Dear dude in the Ford Ranger in front of me all the freaking way down Oak Ridge Highway on Friday afternoon,

Sir, whilst I admire you for your attempts at...I don't know, not breaking the law or whatever it was you were trying to accomplish? You are really lucky I didn't get out of my car at the stoplight and beat your bitch ass.

I know things like operating a motor vehicle are very confusing for rednecks such as yourself, but I can promise you that operating a motor vehicle in no way involves you carrying on such a heated/boring conversation with your fourteen year-old passenger that you are completely unable to a) keep your car on the road and b) go the speed limit with any consistency.

Also? Dude. The hell? You're like twenty. Have you seen 16 and Pregnant? As a parent of two preteens, let me promise you that youths of that age are not the best conversationalists, even for a man of obviously limited intelligence such as yourself. There's only one reason you're riding around playing tonsil hockey at every stoplight with a middle-schooler. That's probably not a road you want to travel down, as sweet as the prospect of all that MTV fame might be.

In short? Get yourself together. And until you do? Stay off the road.

Kisses!
Stephanie





Dear lady I met at church today,

I promise you I'm not a huge freak. I only put my hands in my pockets while talking to you because your hair was so amazingly epic that it took everything in my power to not touch it.

Seriously, you had to have been awake for what...like at least four hours at that point? And your hair was as perfect and spiky and identically pointy that if I wasn't absolutely positive you aren't, I would have sworn you were were the Statue of Liberty. Or something.

I don't know how you did that but...well done. Seriously. I'd never, ever, EVER have that kind of hairstyle but you? Oh girl. You rocked it.

Hugs!
Stephanie





Dear Jackwagon,

I don't like you.

There. I said it. I admit it.

I'm supposed to like you. We're supposed to be friends. Once a year or so you try to pretend that we're a big freaking Hallmark card.

But we're not. You are mean to me. Cruel. You don't like me and you make it painfully obvious everytime I see you.

And you know what? I don't like you. I don't like you at all.

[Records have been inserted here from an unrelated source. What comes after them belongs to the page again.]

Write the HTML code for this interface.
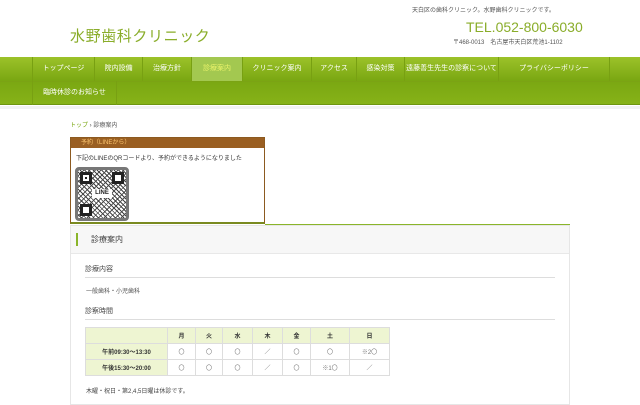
<!DOCTYPE html>
<html lang="ja"><head><meta charset="utf-8">
<style>
*{margin:0;padding:0;box-sizing:border-box}
body{width:640px;height:400px;overflow:hidden;background:#fff;font-family:"Liberation Sans","Noto Sans CJK JP",sans-serif;color:#444;position:relative}
.a{position:absolute}
.nav{left:0;top:57px;width:640px;height:48px;background:linear-gradient(#9cc22a,#7aa712 50%,#86b218);border-bottom:1px solid #6d9510}
.nav .r2{position:absolute;top:24px;left:0;width:640px;height:1px;background:#7ba314}
.ni{position:absolute;height:24px;line-height:24px;font-size:7px;color:#fff;text-align:center;border-right:1px solid #78a012}
.ni.act{background:#a3c850;color:#eaf36a}
th,td{border:1px solid #ddd;font-size:6px;text-align:center;height:16px;font-weight:normal;color:#777}
th{background:#eef5d2;color:#333;font-weight:bold}
</style></head><body>
<div class="a" style="left:412px;top:5px;font-size:6px;color:#555">天白区の歯科クリニック。水野歯科クリニックです。</div>
<div class="a" style="left:70px;top:25px;font-size:15px;color:#8aad2a;letter-spacing:0.6px">水野歯科クリニック</div>
<div class="a" style="left:466px;top:19px;font-size:14px;color:#8aad2a">TEL.052-800-6030</div>
<div class="a" style="left:453px;top:37px;font-size:6px;color:#555">〒468-0013　名古屋市天白区荒池1-1102</div>
<div class="a nav">
<div class="r2"></div>
<div class="ni" style="left:32px;width:63px;border-left:1px solid #78a012">トップページ</div>
<div class="ni" style="left:95px;width:48px">院内設備</div>
<div class="ni" style="left:143px;width:49px">治療方針</div>
<div class="ni act" style="left:192px;width:51px">診療案内</div>
<div class="ni" style="left:243px;width:69px">クリニック案内</div>
<div class="ni" style="left:312px;width:45px">アクセス</div>
<div class="ni" style="left:357px;width:48px">感染対策</div>
<div class="ni" style="left:405px;width:94px">遠藤善生先生の診察について</div>
<div class="ni" style="left:499px;width:111px">プライバシーポリシー</div>
<div class="ni" style="left:32px;top:24px;width:85px;border-left:1px solid #78a012">臨時休診のお知らせ</div>
</div>
<div class="a" style="left:0;top:106px;width:640px;height:3px;background:#f2f2f2"></div>
<div class="a" style="left:70px;top:120px;font-size:6px;color:#555"><span style="color:#7aa712">トップ</span> › 診療案内</div>
<div class="a" style="left:70px;top:137px;width:195px;height:87px;border:1px solid #8c5a20;border-bottom:2px solid #7a8a20;background:#fff">
<div style="height:10px;background:#9a5f22;color:#ffc870;font-size:6px;line-height:10px;padding-left:10px">予約（LINEから）</div>
<div style="font-size:6px;color:#333;margin:5px 0 0 5px">下記のLINEのQRコードより、予約ができるようになりました</div>
<div style="position:absolute;left:4px;top:29px;width:54px;height:54px;border:3px solid #777;border-radius:4px;background:repeating-linear-gradient(45deg,transparent 0 2px,#444 2px 3px),repeating-linear-gradient(-45deg,#fff 0 3px,#555 3px 4px);">
<div style="position:absolute;left:2px;top:2px;width:12px;height:12px;border:3px solid #222;background:#fff"><div style="margin:2px;width:2px;height:2px;background:#222"></div></div>
<div style="position:absolute;right:2px;top:2px;width:12px;height:12px;border:3px solid #222;background:#fff"></div>
<div style="position:absolute;left:2px;bottom:2px;width:12px;height:12px;border:3px solid #222;background:#fff"></div>
<div style="position:absolute;left:14px;top:19px;width:20px;height:9px;background:#fff;font-size:6px;font-weight:bold;color:#222;text-align:center;line-height:9px">LINE</div>
</div>
</div>
<div class="a" style="left:265px;top:224px;width:305px;height:2px;background:#8ab52a"></div>
<div class="a" style="left:70px;top:225px;width:500px;height:180px;border:1px solid #e6e6e6;background:#fff">
<div style="height:28px;background:#f7f7f7;border-bottom:1px solid #e8e8e8;position:relative">
<div style="position:absolute;left:5px;top:7px;width:2px;height:13px;background:#8ab52a"></div>
<div style="position:absolute;left:20px;top:8px;font-size:8px;color:#444">診療案内</div>
</div>
</div>
<div class="a" style="left:85px;top:264px;width:470px;border-bottom:1px solid #ddd;font-size:7px;color:#444;padding-bottom:3px">診療内容</div>
<div class="a" style="left:86px;top:286px;font-size:6px;color:#555">一般歯科・小児歯科</div>
<div class="a" style="left:85px;top:306px;width:470px;border-bottom:1px solid #ddd;font-size:7px;color:#444;padding-bottom:3px">診察時間</div>
<table class="a" style="left:85px;top:327px;width:305px;border-collapse:collapse">
<tr><th style="width:82px"></th><th style="width:28px">月</th><th style="width:27px">火</th><th style="width:30px">水</th><th style="width:30px">木</th><th style="width:28px">金</th><th style="width:39px">土</th><th>日</th></tr>
<tr><th>午前09:30～13:30</th><td>〇</td><td>〇</td><td>〇</td><td>／</td><td>〇</td><td>〇</td><td>※2〇</td></tr>
<tr><th>午後15:30～20:00</th><td>〇</td><td>〇</td><td>〇</td><td>／</td><td>〇</td><td>※1〇</td><td>／</td></tr>
</table>
<div class="a" style="left:86px;top:386px;font-size:6px;color:#444">木曜・祝日・第2,4,5日曜は休診です。</div>
</body></html>
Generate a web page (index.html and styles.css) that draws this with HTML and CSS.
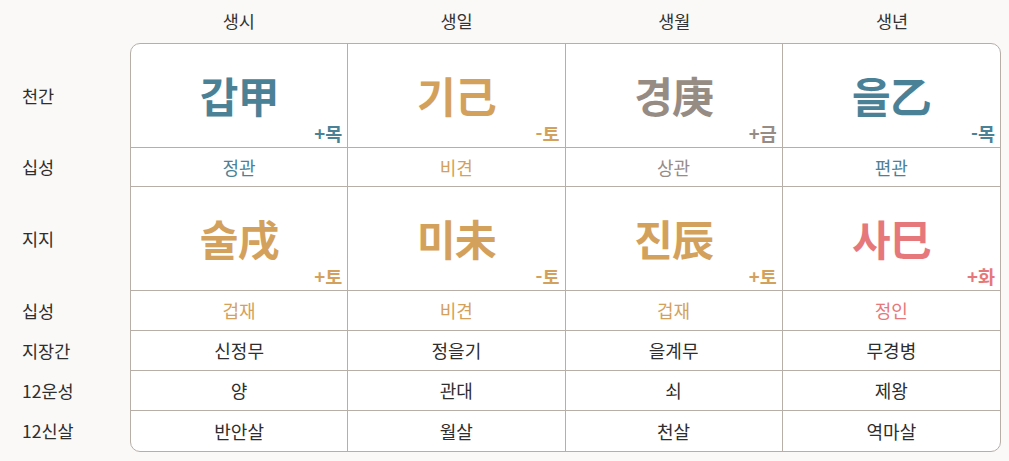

So. You're free. You don't have to pretend to like me anymore. I won't pretend to like you. We can totally avoid each other if you'd like and that would be just fine with me. I really hate fake people...I'm not going to be one anymore.

-Steph





Dear vacation,

WHERE ARE YOU?!!? I need you really freaking bad.

Love,
Stephanie

PS: BAD. I SAID BAD.

4 comments:

Mitch Herndon said...

#1, +1 for using the term "Jackwagon".

#2, right there with you on the Vacation thing. Right?

Karen Cupcake said...

My Vacation is hanging out with YOUR vacation having drinks somewhere. We need to find them, and drag their asses to the table now! ;o)

Great post!!!

MadameQueen said...

OMG, I saw a woman with that EXACT same hairstyle on Friday (or I'm assuming it's the same based on your description). The odd thing was that my mom really liked it and I was like "really? really?" It was like I didn't even know who she was anymore.

Patience said...

Jackwagon.

HAHAHAHAHAHAHA!!!!!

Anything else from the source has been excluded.